Seeking feedback on Xmlm - Bünzli Daniel

Mailing list for all users of the OCaml language and system.
 help / color / mirror / Atom feed

From: "Bünzli Daniel" <daniel.buenzli@erratique.ch>
To: caml-list caml-list <caml-list@yquem.inria.fr>
Subject: Seeking feedback on Xmlm
Date: Fri, 18 Jan 2008 23:54:20 +0100	[thread overview]
Message-ID: <11B29ED2-4DE3-45F1-BF19-E19790944216@erratique.ch> (raw)

Hello,

I plan to make some changes to Xmlm. While it has been downloaded  
approximatively a hundred time I never got any feedback on it (bots  
only ?). If anybody found any issues I'd be happy to know about them  
now.

I would also gladly take comments on the following points.

1.
I plan to remove the persistent cursor and the tree representation ('a  
Xmlm.tree and 'a Xmlm.cursor). From my experience 'a Xmlm.tree is  
awkward to pattern match on and more than once I found it much cleaner  
to input documents with the sequential interface into a custom data  
structure corresponding to the document's semantics. Besides while I  
really see the point of the zipper in the context in which it was  
invented (ui for a structured text editor) I wasn't \x13convinced by the  
use of the cursor to make "batch" tree processing hence I don't think  
it has its place at Xmlm's level. Finally using the sequential  
interface to input/output a custom tree representation is only a few  
lines of code and provided in the documentation's sample code [1]. By  
removing these types I hope Xmlm's users won't waste their time to  
reach to the same conclusions.

2.
Instead of throwing an exception the input function will return a  
value of type [ `Value of 'a | `Error of (int * int) * error ]. Since  
this will break backward compatibility, I'll take the opportunity to  
also change the 'error' type from a variant to a polymorphic one, for  
syntactic convenience.

3.
I will implement better xml namespace support. Currently Xmlm parses  
qualified names however the client has to maintain its own structure  
during parsing to know in which namespace he is. The idea is to add  
the boolean label ?expand_names to the input function. When set to  
true, you get expanded names instead of qualified names (an expanded  
name is a couple (uri, name) where uri is the namespace uri).  The  
output_of_* functions will have a label ~expanded_names to indicate  
that we will pass expanded names and xmlm will automatically take care  
of the rest (though to have pretty prefixes you'll have to process  
your names manually).

4.
As an external add-on I commited the file test/xhtml.ml containing a  
mapping from xhtml 1.1 entities to their corresponding utf-8 character  
sequence. This can be used to construct a function to resolve xhtml  
entities and hence get xhtml parsing at your fingertips.

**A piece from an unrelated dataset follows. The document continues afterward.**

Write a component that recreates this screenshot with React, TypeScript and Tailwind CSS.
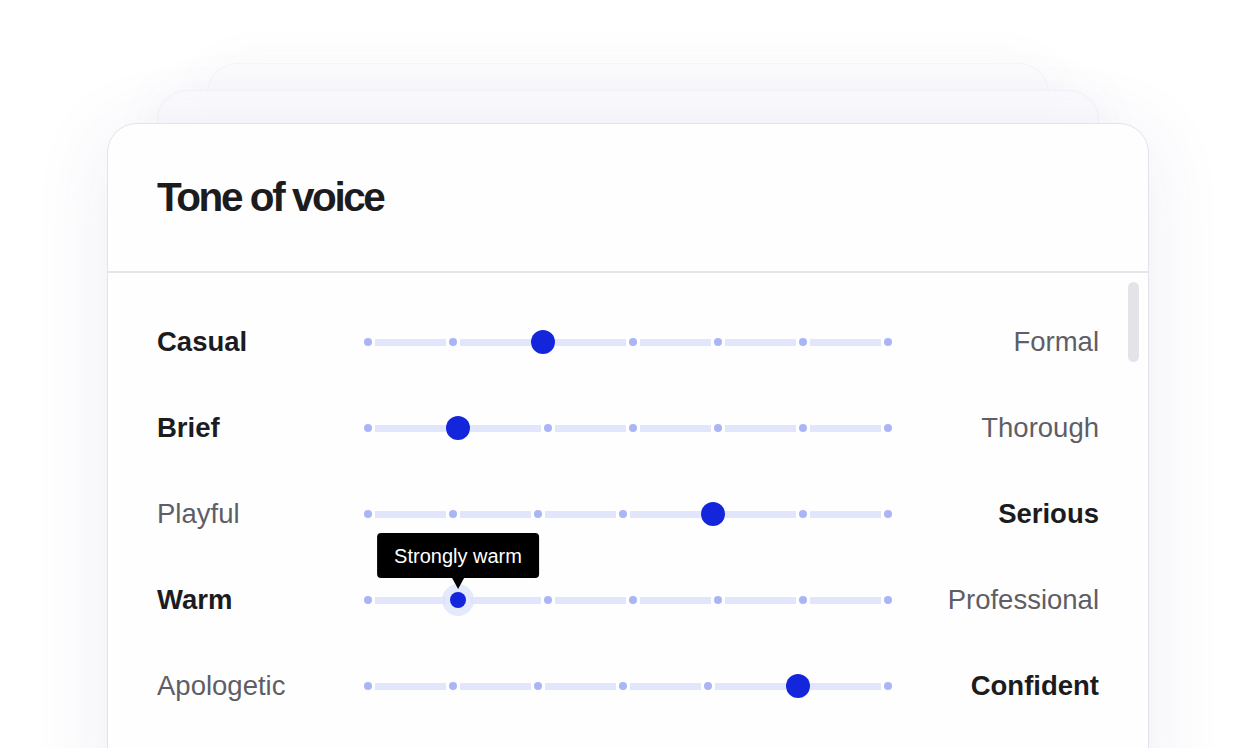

This will be all for this new version. I hope this is the last time I  
break backward compatibility.

Best,

Daniel

[1] http://erratique.ch/software/xmlm/doc/Xmlm#ex

                 reply	other threads:[~2008-01-18 22:54 UTC|newest]

Thread overview: [no followups] expand[flat|nested]  mbox.gz  Atom feed

Reply instructions:

You may reply publicly to this message via plain-text email
using any one of the following methods:

* Save the following mbox file, import it into your mail client,
  and reply-to-all from there: mbox

  Avoid top-posting and favor interleaved quoting:
  https://en.wikipedia.org/wiki/Posting_style#Interleaved_style

* Reply using the --to, --cc, and --in-reply-to
  switches of git-send-email(1):

  git send-email \
    --in-reply-to=11B29ED2-4DE3-45F1-BF19-E19790944216@erratique.ch \
    --to=daniel.buenzli@erratique.ch \
    --cc=caml-list@yquem.inria.fr \
    /path/to/YOUR_REPLY

  https://kernel.org/pub/software/scm/git/docs/git-send-email.html

* If your mail client supports setting the In-Reply-To header
  via mailto: links, try the mailto: link

Be sure your reply has a Subject: header at the top and a blank line before the message body.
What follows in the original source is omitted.